Instruction
Write out the entire listing below exactly, with the pictures left out.

Material

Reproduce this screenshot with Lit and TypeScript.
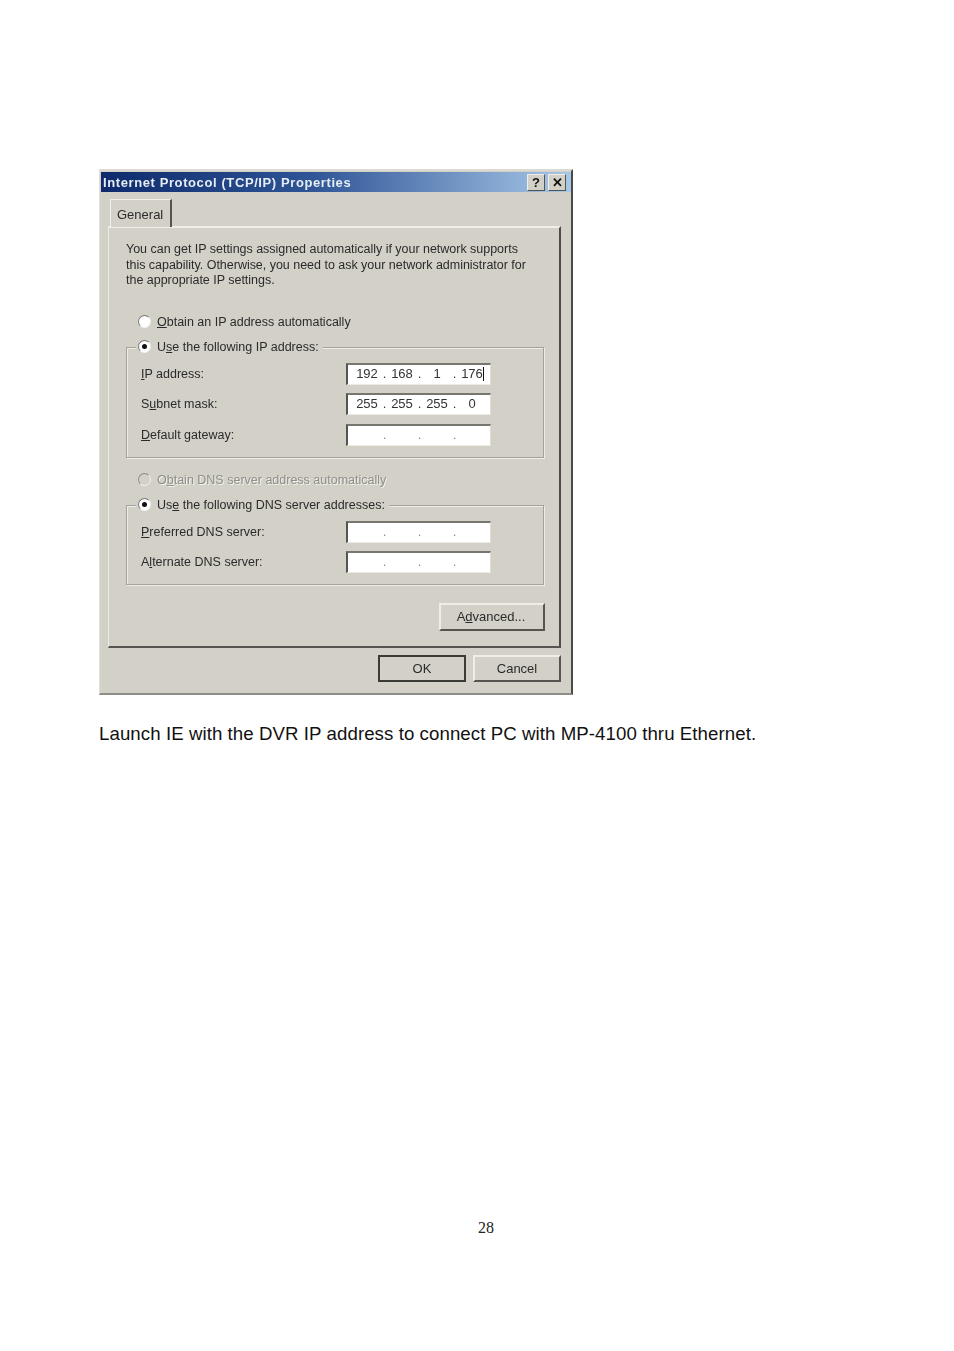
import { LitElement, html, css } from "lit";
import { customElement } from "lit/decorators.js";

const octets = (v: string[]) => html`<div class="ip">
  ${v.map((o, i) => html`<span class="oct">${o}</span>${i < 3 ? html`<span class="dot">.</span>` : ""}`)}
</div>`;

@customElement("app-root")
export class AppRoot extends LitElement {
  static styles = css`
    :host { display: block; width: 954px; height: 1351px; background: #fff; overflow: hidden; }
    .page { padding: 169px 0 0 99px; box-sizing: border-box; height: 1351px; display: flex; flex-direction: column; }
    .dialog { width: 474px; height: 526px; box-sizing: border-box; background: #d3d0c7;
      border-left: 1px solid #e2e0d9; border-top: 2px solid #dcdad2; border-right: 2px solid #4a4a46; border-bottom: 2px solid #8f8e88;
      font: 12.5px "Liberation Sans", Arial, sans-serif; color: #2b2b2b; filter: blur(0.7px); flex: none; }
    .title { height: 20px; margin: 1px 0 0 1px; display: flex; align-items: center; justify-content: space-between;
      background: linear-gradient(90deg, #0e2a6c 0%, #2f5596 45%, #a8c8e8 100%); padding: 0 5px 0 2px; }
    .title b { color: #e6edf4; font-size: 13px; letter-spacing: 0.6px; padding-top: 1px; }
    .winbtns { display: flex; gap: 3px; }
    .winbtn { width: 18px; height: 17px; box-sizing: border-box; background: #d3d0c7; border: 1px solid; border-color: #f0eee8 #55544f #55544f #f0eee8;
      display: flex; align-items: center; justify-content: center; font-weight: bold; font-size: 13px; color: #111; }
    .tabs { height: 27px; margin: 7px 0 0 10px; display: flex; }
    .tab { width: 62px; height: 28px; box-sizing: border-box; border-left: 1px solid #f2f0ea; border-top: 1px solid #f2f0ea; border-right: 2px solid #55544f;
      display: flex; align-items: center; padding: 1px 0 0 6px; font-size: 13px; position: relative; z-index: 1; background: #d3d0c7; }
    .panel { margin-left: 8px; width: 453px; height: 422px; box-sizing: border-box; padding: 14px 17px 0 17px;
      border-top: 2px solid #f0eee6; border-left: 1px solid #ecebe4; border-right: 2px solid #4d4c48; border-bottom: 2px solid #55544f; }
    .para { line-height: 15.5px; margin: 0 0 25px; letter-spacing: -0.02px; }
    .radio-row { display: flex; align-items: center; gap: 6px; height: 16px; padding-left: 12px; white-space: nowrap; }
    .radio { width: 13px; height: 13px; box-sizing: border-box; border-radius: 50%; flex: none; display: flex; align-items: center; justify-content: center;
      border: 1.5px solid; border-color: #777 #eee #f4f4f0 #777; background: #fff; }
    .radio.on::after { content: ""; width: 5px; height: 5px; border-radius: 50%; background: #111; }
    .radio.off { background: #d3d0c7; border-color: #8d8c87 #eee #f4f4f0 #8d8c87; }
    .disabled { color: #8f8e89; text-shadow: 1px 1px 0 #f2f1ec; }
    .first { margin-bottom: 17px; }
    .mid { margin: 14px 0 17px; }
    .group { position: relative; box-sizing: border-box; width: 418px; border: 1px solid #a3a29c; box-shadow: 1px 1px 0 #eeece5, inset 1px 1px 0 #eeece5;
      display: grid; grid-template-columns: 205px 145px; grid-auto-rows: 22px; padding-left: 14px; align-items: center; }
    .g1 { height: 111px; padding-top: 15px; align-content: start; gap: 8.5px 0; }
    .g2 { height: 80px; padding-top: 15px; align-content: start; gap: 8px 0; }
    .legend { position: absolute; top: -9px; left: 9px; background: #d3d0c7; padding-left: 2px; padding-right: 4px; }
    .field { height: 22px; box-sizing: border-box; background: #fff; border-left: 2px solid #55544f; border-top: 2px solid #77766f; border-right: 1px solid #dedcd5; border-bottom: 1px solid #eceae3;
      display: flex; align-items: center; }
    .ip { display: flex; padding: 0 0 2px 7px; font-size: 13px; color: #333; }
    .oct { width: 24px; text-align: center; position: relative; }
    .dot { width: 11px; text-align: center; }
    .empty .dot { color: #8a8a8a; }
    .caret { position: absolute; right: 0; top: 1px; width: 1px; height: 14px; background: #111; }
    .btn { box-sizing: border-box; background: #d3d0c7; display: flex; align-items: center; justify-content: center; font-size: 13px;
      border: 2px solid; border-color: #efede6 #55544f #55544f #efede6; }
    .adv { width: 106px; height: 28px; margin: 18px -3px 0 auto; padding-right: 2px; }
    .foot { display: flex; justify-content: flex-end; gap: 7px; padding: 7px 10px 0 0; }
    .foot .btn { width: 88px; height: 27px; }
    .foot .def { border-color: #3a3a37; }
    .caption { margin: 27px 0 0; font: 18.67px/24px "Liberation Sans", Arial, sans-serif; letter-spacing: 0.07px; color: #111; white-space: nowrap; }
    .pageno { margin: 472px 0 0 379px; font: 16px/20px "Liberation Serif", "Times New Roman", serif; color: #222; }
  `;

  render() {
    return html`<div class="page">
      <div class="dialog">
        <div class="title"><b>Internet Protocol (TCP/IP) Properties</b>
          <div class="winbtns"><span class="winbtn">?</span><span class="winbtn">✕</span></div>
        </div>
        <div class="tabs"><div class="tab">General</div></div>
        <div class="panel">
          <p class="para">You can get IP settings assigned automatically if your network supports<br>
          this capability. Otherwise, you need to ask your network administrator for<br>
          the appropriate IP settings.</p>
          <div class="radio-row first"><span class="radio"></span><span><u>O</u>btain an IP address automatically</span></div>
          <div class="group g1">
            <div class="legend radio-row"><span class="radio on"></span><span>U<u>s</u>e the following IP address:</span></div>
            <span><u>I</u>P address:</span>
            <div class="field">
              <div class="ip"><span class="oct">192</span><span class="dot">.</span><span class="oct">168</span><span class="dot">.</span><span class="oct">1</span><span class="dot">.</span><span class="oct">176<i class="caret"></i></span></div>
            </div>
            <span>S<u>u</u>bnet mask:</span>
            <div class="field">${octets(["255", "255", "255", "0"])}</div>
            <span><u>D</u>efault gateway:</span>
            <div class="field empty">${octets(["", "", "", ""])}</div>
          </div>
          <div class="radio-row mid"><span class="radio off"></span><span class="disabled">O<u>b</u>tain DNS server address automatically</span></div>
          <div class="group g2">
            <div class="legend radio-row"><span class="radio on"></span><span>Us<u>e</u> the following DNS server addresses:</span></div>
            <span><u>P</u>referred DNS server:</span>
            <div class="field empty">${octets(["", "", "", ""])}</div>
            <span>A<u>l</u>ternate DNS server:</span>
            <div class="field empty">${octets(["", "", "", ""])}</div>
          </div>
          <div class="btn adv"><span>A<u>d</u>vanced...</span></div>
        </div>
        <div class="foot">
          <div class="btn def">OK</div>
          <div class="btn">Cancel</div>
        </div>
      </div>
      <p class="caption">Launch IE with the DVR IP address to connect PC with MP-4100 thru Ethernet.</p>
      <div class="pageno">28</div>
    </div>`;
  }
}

Expected output
Reproduce this screenshot with Lit and TypeScript.
import { LitElement, html, css } from "lit";
import { customElement } from "lit/decorators.js";

const octets = (v: string[]) => html`<div class="ip">
  ${v.map((o, i) => html`<span class="oct">${o}</span>${i < 3 ? html`<span class="dot">.</span>` : ""}`)}
</div>`;

@customElement("app-root")
export class AppRoot extends LitElement {
  static styles = css`
    :host { display: block; width: 954px; height: 1351px; background: #fff; overflow: hidden; }
    .page { padding: 169px 0 0 99px; box-sizing: border-box; height: 1351px; display: flex; flex-direction: column; }
    .dialog { width: 474px; height: 526px; box-sizing: border-box; background: #d3d0c7;
      border-left: 1px solid #e2e0d9; border-top: 2px solid #dcdad2; border-right: 2px solid #4a4a46; border-bottom: 2px solid #8f8e88;
      font: 12.5px "Liberation Sans", Arial, sans-serif; color: #2b2b2b; filter: blur(0.7px); flex: none; }
    .title { height: 20px; margin: 1px 0 0 1px; display: flex; align-items: center; justify-content: space-between;
      background: linear-gradient(90deg, #0e2a6c 0%, #2f5596 45%, #a8c8e8 100%); padding: 0 5px 0 2px; }
    .title b { color: #e6edf4; font-size: 13px; letter-spacing: 0.6px; padding-top: 1px; }
    .winbtns { display: flex; gap: 3px; }
    .winbtn { width: 18px; height: 17px; box-sizing: border-box; background: #d3d0c7; border: 1px solid; border-color: #f0eee8 #55544f #55544f #f0eee8;
      display: flex; align-items: center; justify-content: center; font-weight: bold; font-size: 13px; color: #111; }
    .tabs { height: 27px; margin: 7px 0 0 10px; display: flex; }
    .tab { width: 62px; height: 28px; box-sizing: border-box; border-left: 1px solid #f2f0ea; border-top: 1px solid #f2f0ea; border-right: 2px solid #55544f;
      display: flex; align-items: center; padding: 1px 0 0 6px; font-size: 13px; position: relative; z-index: 1; background: #d3d0c7; }
    .panel { margin-left: 8px; width: 453px; height: 422px; box-sizing: border-box; padding: 14px 17px 0 17px;
      border-top: 2px solid #f0eee6; border-left: 1px solid #ecebe4; border-right: 2px solid #4d4c48; border-bottom: 2px solid #55544f; }
    .para { line-height: 15.5px; margin: 0 0 25px; letter-spacing: -0.02px; }
    .radio-row { display: flex; align-items: center; gap: 6px; height: 16px; padding-left: 12px; white-space: nowrap; }
    .radio { width: 13px; height: 13px; box-sizing: border-box; border-radius: 50%; flex: none; display: flex; align-items: center; justify-content: center;
      border: 1.5px solid; border-color: #777 #eee #f4f4f0 #777; background: #fff; }
    .radio.on::after { content: ""; width: 5px; height: 5px; border-radius: 50%; background: #111; }
    .radio.off { background: #d3d0c7; border-color: #8d8c87 #eee #f4f4f0 #8d8c87; }
    .disabled { color: #8f8e89; text-shadow: 1px 1px 0 #f2f1ec; }
    .first { margin-bottom: 17px; }
    .mid { margin: 14px 0 17px; }
    .group { position: relative; box-sizing: border-box; width: 418px; border: 1px solid #a3a29c; box-shadow: 1px 1px 0 #eeece5, inset 1px 1px 0 #eeece5;
      display: grid; grid-template-columns: 205px 145px; grid-auto-rows: 22px; padding-left: 14px; align-items: center; }
    .g1 { height: 111px; padding-top: 15px; align-content: start; gap: 8.5px 0; }
    .g2 { height: 80px; padding-top: 15px; align-content: start; gap: 8px 0; }
    .legend { position: absolute; top: -9px; left: 9px; background: #d3d0c7; padding-left: 2px; padding-right: 4px; }
    .field { height: 22px; box-sizing: border-box; background: #fff; border-left: 2px solid #55544f; border-top: 2px solid #77766f; border-right: 1px solid #dedcd5; border-bottom: 1px solid #eceae3;
      display: flex; align-items: center; }
    .ip { display: flex; padding: 0 0 2px 7px; font-size: 13px; color: #333; }
    .oct { width: 24px; text-align: center; position: relative; }
    .dot { width: 11px; text-align: center; }
    .empty .dot { color: #8a8a8a; }
    .caret { position: absolute; right: 0; top: 1px; width: 1px; height: 14px; background: #111; }
    .btn { box-sizing: border-box; background: #d3d0c7; display: flex; align-items: center; justify-content: center; font-size: 13px;
      border: 2px solid; border-color: #efede6 #55544f #55544f #efede6; }
    .adv { width: 106px; height: 28px; margin: 18px -3px 0 auto; padding-right: 2px; }
    .foot { display: flex; justify-content: flex-end; gap: 7px; padding: 7px 10px 0 0; }
    .foot .btn { width: 88px; height: 27px; }
    .foot .def { border-color: #3a3a37; }
    .caption { margin: 27px 0 0; font: 18.67px/24px "Liberation Sans", Arial, sans-serif; letter-spacing: 0.07px; color: #111; white-space: nowrap; }
    .pageno { margin: 472px 0 0 379px; font: 16px/20px "Liberation Serif", "Times New Roman", serif; color: #222; }
  `;

  render() {
    return html`<div class="page">
      <div class="dialog">
        <div class="title"><b>Internet Protocol (TCP/IP) Properties</b>
          <div class="winbtns"><span class="winbtn">?</span><span class="winbtn">✕</span></div>
        </div>
        <div class="tabs"><div class="tab">General</div></div>
        <div class="panel">
          <p class="para">You can get IP settings assigned automatically if your network supports<br>
          this capability. Otherwise, you need to ask your network administrator for<br>
          the appropriate IP settings.</p>
          <div class="radio-row first"><span class="radio"></span><span><u>O</u>btain an IP address automatically</span></div>
          <div class="group g1">
            <div class="legend radio-row"><span class="radio on"></span><span>U<u>s</u>e the following IP address:</span></div>
            <span><u>I</u>P address:</span>
            <div class="field">
              <div class="ip"><span class="oct">192</span><span class="dot">.</span><span class="oct">168</span><span class="dot">.</span><span class="oct">1</span><span class="dot">.</span><span class="oct">176<i class="caret"></i></span></div>
            </div>
            <span>S<u>u</u>bnet mask:</span>
            <div class="field">${octets(["255", "255", "255", "0"])}</div>
            <span><u>D</u>efault gateway:</span>
            <div class="field empty">${octets(["", "", "", ""])}</div>
          </div>
          <div class="radio-row mid"><span class="radio off"></span><span class="disabled">O<u>b</u>tain DNS server address automatically</span></div>
          <div class="group g2">
            <div class="legend radio-row"><span class="radio on"></span><span>Us<u>e</u> the following DNS server addresses:</span></div>
            <span><u>P</u>referred DNS server:</span>
            <div class="field empty">${octets(["", "", "", ""])}</div>
            <span>A<u>l</u>ternate DNS server:</span>
            <div class="field empty">${octets(["", "", "", ""])}</div>
          </div>
          <div class="btn adv"><span>A<u>d</u>vanced...</span></div>
        </div>
        <div class="foot">
          <div class="btn def">OK</div>
          <div class="btn">Cancel</div>
        </div>
      </div>
      <p class="caption">Launch IE with the DVR IP address to connect PC with MP-4100 thru Ethernet.</p>
      <div class="pageno">28</div>
    </div>`;
  }
}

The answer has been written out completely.